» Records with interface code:
· · · · · · ·
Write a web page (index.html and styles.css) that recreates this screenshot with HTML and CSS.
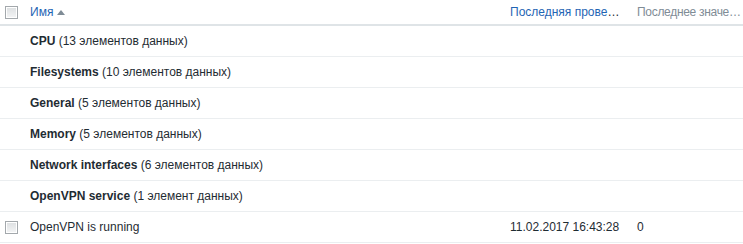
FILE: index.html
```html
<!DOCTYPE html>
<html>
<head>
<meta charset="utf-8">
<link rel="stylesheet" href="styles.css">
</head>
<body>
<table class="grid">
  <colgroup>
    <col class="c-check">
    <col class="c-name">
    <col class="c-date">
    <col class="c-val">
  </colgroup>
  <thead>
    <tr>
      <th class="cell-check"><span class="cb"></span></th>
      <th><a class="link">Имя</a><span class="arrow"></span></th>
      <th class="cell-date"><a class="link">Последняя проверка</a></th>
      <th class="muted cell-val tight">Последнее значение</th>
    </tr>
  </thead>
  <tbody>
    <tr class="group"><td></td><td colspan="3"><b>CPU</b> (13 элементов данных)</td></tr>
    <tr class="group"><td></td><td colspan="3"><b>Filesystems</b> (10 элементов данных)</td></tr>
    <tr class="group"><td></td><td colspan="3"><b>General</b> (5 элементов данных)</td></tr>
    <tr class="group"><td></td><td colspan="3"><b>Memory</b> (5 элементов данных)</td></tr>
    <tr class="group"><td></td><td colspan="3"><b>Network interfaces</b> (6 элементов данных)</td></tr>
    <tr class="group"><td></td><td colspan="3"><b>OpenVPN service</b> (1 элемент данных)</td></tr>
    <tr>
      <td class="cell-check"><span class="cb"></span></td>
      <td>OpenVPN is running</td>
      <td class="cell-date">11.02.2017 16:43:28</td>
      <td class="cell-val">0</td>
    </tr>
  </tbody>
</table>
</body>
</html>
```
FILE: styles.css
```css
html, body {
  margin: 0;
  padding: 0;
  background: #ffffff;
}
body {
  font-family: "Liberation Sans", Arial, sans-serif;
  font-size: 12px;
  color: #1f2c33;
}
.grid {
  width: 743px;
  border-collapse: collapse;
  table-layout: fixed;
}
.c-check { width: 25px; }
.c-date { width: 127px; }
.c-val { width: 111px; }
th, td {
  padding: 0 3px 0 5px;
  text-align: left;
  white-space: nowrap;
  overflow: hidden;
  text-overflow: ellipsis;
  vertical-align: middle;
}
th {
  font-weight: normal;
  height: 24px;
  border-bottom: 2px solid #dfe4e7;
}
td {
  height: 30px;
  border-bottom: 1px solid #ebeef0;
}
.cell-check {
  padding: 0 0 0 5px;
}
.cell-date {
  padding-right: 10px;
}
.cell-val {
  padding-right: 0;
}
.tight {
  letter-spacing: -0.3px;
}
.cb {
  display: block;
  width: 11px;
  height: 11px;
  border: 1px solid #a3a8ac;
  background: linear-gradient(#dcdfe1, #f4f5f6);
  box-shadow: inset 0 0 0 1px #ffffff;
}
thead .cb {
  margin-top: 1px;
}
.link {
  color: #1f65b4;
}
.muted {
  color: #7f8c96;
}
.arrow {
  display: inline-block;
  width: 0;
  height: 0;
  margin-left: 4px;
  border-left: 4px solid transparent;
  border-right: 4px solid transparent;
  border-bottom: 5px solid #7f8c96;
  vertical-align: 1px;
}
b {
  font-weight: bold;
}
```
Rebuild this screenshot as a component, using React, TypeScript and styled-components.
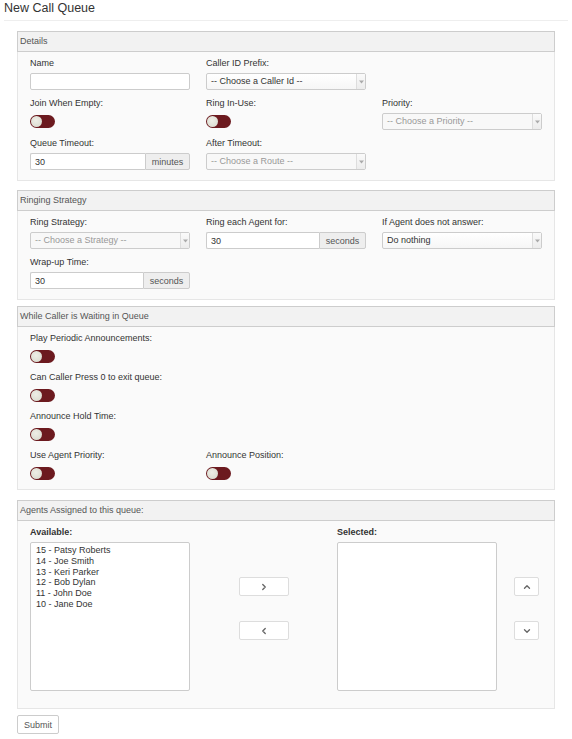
· · · · · · ·
From the records above, pull out every line containing the word "this".

» Result:
Write a web page (index.html and styles.css) that recreates this screenshot with HTML and CSS.
Rebuild this screenshot as a component, using React, TypeScript and styled-components.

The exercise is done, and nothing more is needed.